THE PROBLEM: Copy each line in the data that includes the word "this".

DATA SHOWN:
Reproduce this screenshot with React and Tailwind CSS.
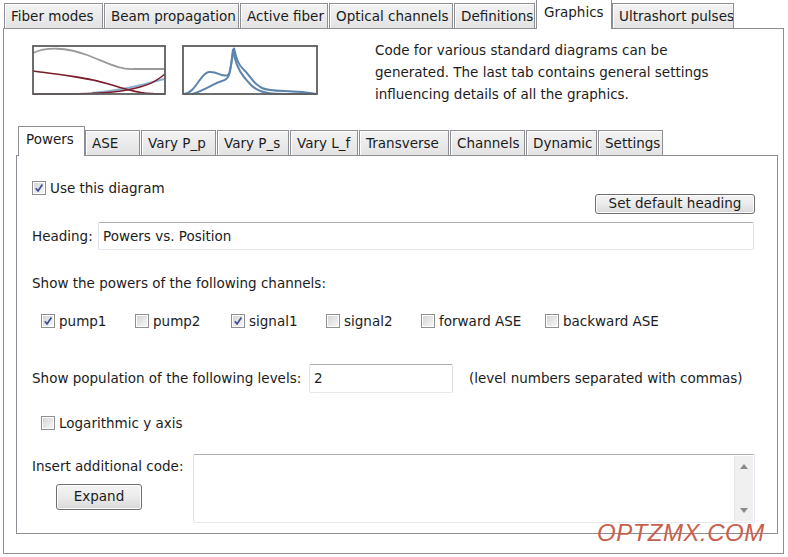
import { useState } from 'react';

const outerTabs = [
    { label: 'Fiber modes', w: 'w-[100px]' },
    { label: 'Beam propagation', w: 'w-[136px]' },
    { label: 'Active fiber', w: 'w-[89px]' },
    { label: 'Optical channels', w: 'w-[125px]' },
    { label: 'Definitions', w: 'w-[82px]' },
    { label: 'Graphics', w: 'w-[76px]' },
    { label: 'Ultrashort pulses', w: 'w-[123px]' },
];

const innerTabs = [
    { label: 'Powers', w: 'w-[67px]', active: true },
    { label: 'ASE', w: 'w-[56px]' },
    { label: 'Vary P_p', w: 'w-[76px]' },
    { label: 'Vary P_s', w: 'w-[73px]' },
    { label: 'Vary L_f', w: 'w-[69px]' },
    { label: 'Transverse', w: 'w-[91px]' },
    { label: 'Channels', w: 'w-[76px]' },
    { label: 'Dynamic', w: 'w-[72px]' },
    { label: 'Settings', w: 'w-[66px]' },
];

const Tab = ({ label, w, active }) => (
    active ? (
        <div className={`${w} h-[30px] -mb-px relative z-10 bg-white border border-b-0 border-[#8c8e94] pl-[7px] pt-[2px] leading-[20px] whitespace-nowrap`}>
            {label}
        </div>
    ) : (
        <div className={`${w} h-[25px] pr-px`}>
            <div className="h-full border border-b-0 border-[#8c8e94] bg-gradient-to-b from-[#f3f3f3] to-[#e3e3e3] shadow-[inset_1px_1px_0_#ffffff] pl-[6px] pt-[2px] leading-[20px] whitespace-nowrap overflow-hidden">
                {label}
            </div>
        </div>
    )
);

const Checkbox = ({ checked }) => (
    <span className="w-[14px] h-[14px] shrink-0 border border-[#8f8f8f] bg-white p-px inline-flex">
        <span className="w-full h-full bg-gradient-to-br from-[#d6d6d6] to-[#f6f6f6] flex items-center justify-center">
            {checked && (
                <svg width="10" height="10" viewBox="0 0 10 10">
                    <path d="M1.8 5.2 L4 8 L8.4 1.6" fill="none" stroke="#3d4f92" strokeWidth="1.7" strokeLinejoin="round" />
                </svg>
            )}
        </span>
    </span>
);

const CheckItem = ({ checked, label, className = '' }) => (
    <label className={`flex items-center gap-[4px] h-[20px] ${className}`}>
        <Checkbox checked={checked} />
        <span>{label}</span>
    </label>
);

const WinButton = ({ children, className = '' }) => (
    <button className={`border border-[#707070] rounded-[3px] bg-gradient-to-b from-[#f4f4f4] via-[#ebebeb] to-[#d9d9d9] shadow-[inset_0_0_0_1px_#fcfcfc] flex items-center justify-center leading-none ${className}`}>
        {children}
    </button>
);

const TextBox = ({ value, className = '' }) => (
    <div className={`border border-[#e3e9ef] border-t-[#abadb3] border-l-[#e2e3ea] border-r-[#dbdfe6] rounded-[2px] bg-white flex items-center pl-[4px] ${className}`}>
        {value}
    </div>
);

const PowerDiagram = () => (
    <svg width="134" height="50" viewBox="0 0 134 50" className="shrink-0">
        <defs>
            <filter id="soft1" x="-5%" y="-20%" width="110%" height="140%">
                <feGaussianBlur stdDeviation="0.6" />
            </filter>
        </defs>
        <g filter="url(#soft1)" fill="none">
            <path d="M1 8 C 14 2, 34 2, 55 10 S 88 25, 102 24 L 133 24" stroke="#9a9a9a" strokeWidth="1.8" />
            <path d="M60 48 C 85 46, 105 42, 132 34" stroke="#8fb0d0" strokeWidth="2" />
            <path d="M1 26 C 30 30, 55 32, 80 40 S 115 49, 133 49" stroke="#7a1c2c" strokeWidth="1.5" />
            <path d="M1 49 C 40 49, 75 49, 95 45 S 122 38, 133 29" stroke="#7a1c2c" strokeWidth="1.5" />
            <rect x="1" y="1" width="132" height="48" stroke="#5c5c5c" strokeWidth="1.8" />
        </g>
    </svg>
);

const PeakDiagram = () => (
    <svg width="136" height="50" viewBox="0 0 136 50" className="shrink-0">
        <defs>
            <filter id="soft2" x="-5%" y="-20%" width="110%" height="140%">
                <feGaussianBlur stdDeviation="0.7" />
            </filter>
        </defs>
        <g filter="url(#soft2)" fill="none" stroke="#5d84ad" strokeWidth="2">
            <path d="M2 49 C 14 48, 18 28, 27 27 S 40 33, 46 30 C 49 28, 50 10, 52 3 C 54 12, 56 20, 62 25 S 70 38, 80 43 S 110 44, 134 49" />
            <path d="M10 49 C 22 46, 32 38, 40 36 S 48 30, 51 4 C 53 18, 57 26, 62 32 S 72 46, 86 48 S 118 48, 134 49" />
        </g>
        <rect x="1" y="1" width="134" height="48" fill="none" stroke="#5c5c5c" strokeWidth="1.8" filter="url(#soft2)" />
    </svg>
);

export default function App() {
    const [tab] = useState('Graphics');

    return (
        <div className="w-[788px] h-[557px] bg-white relative overflow-hidden font-['DejaVu_Sans',sans-serif] text-[13.5px] text-[#1c1c1c]">
            {/* top tab strip */}
            <div className="h-[28px] pl-[4px] flex items-end">
                {outerTabs.map(t => (
                    <Tab key={t.label} {...t} active={t.label === tab} />
                ))}
            </div>

            {/* outer panel */}
            <div className="ml-[3px] w-[781px] h-[526px] border border-[#8c8e94] bg-white">
                <div className="flex items-start pt-[10px]">
                    <div className="ml-[28px] mt-[6px] flex gap-[16px]">
                        <PowerDiagram />
                        <PeakDiagram />
                    </div>
                    <p className="ml-[57px] leading-[22px] whitespace-nowrap">
                        Code for various standard diagrams can be<br />
                        generated. The last tab contains general settings<br />
                        influencing details of all the graphics.
                    </p>
                </div>

                {/* inner tabs */}
                <div className="mt-[22px] ml-[14px] h-[28px] flex items-end">
                    {innerTabs.map(t => (
                        <Tab key={t.label} {...t} />
                    ))}
                </div>

                <div className="ml-[12px] w-[762px] h-[379px] border border-[#8c8e94] bg-white pl-[15px] pr-[22px]">
                    <div className="mt-[22px] h-[36px] flex justify-between">
                        <CheckItem checked label="Use this diagram" />
                        <WinButton className="self-end w-[160px] h-[20px]">Set default heading</WinButton>
                    </div>

                    <div className="mt-[8px] flex items-center">
                        <span className="w-[66px]">Heading:</span>
                        <TextBox value="Powers vs. Position" className="w-[656px] h-[28px]" />
                    </div>

                    <p className="mt-[23px] h-[20px] leading-[20px]">Show the powers of the following channels:</p>

                    <div className="mt-[18px] ml-[9px] flex">
                        <CheckItem checked label="pump1" className="w-[94px]" />
                        <CheckItem label="pump2" className="w-[96px]" />
                        <CheckItem checked label="signal1" className="w-[95px]" />
                        <CheckItem label="signal2" className="w-[95px]" />
                        <CheckItem label="forward ASE" className="w-[124px]" />
                        <CheckItem label="backward ASE" />
                    </div>

                    <div className="mt-[33px] flex items-center">
                        <span className="w-[277px] whitespace-nowrap">Show population of the following levels:</span>
                        <TextBox value="2" className="w-[144px] h-[29px]" />
                        <span className="ml-[16px] whitespace-nowrap">(level numbers separated with commas)</span>
                    </div>

                    <CheckItem label="Logarithmic y axis" className="mt-[20px] ml-[9px]" />

                    <div className="mt-[21px] flex">
                        <div className="w-[161px] pt-[2px]">
                            <p className="h-[20px] leading-[20px] whitespace-nowrap">Insert additional code:</p>
                            <WinButton className="mt-[8px] ml-[24px] w-[86px] h-[26px]">Expand</WinButton>
                        </div>
                        <div className="w-[563px] h-[69px] border border-[#e3e9ef] border-t-[#abadb3] border-l-[#e2e3ea] rounded-[2px] bg-white flex justify-end p-px">
                            <div className="w-[19px] h-full bg-[#f0f0f0] border-l border-[#e6e6e6] flex flex-col items-center justify-between py-[8px]">
                                <svg width="8" height="5" viewBox="0 0 8 5"><path d="M0 5 L4 0 L8 5 Z" fill="#8a8a8a" /></svg>
                                <svg width="8" height="5" viewBox="0 0 8 5"><path d="M0 0 L4 5 L8 0 Z" fill="#8a8a8a" /></svg>
                            </div>
                        </div>
                    </div>
                </div>
            </div>

            {/* watermark */}
            <span className="absolute left-[597px] top-[518px] font-['Liberation_Sans',sans-serif] italic text-[24px] leading-[30px] text-[#c8604c] tracking-[0.5px]">
                OPTZMX.COM
            </span>
        </div>
    );
}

EXERCISE SOLUTION:
Reproduce this screenshot with React and Tailwind CSS.
                        <CheckItem checked label="Use this diagram" />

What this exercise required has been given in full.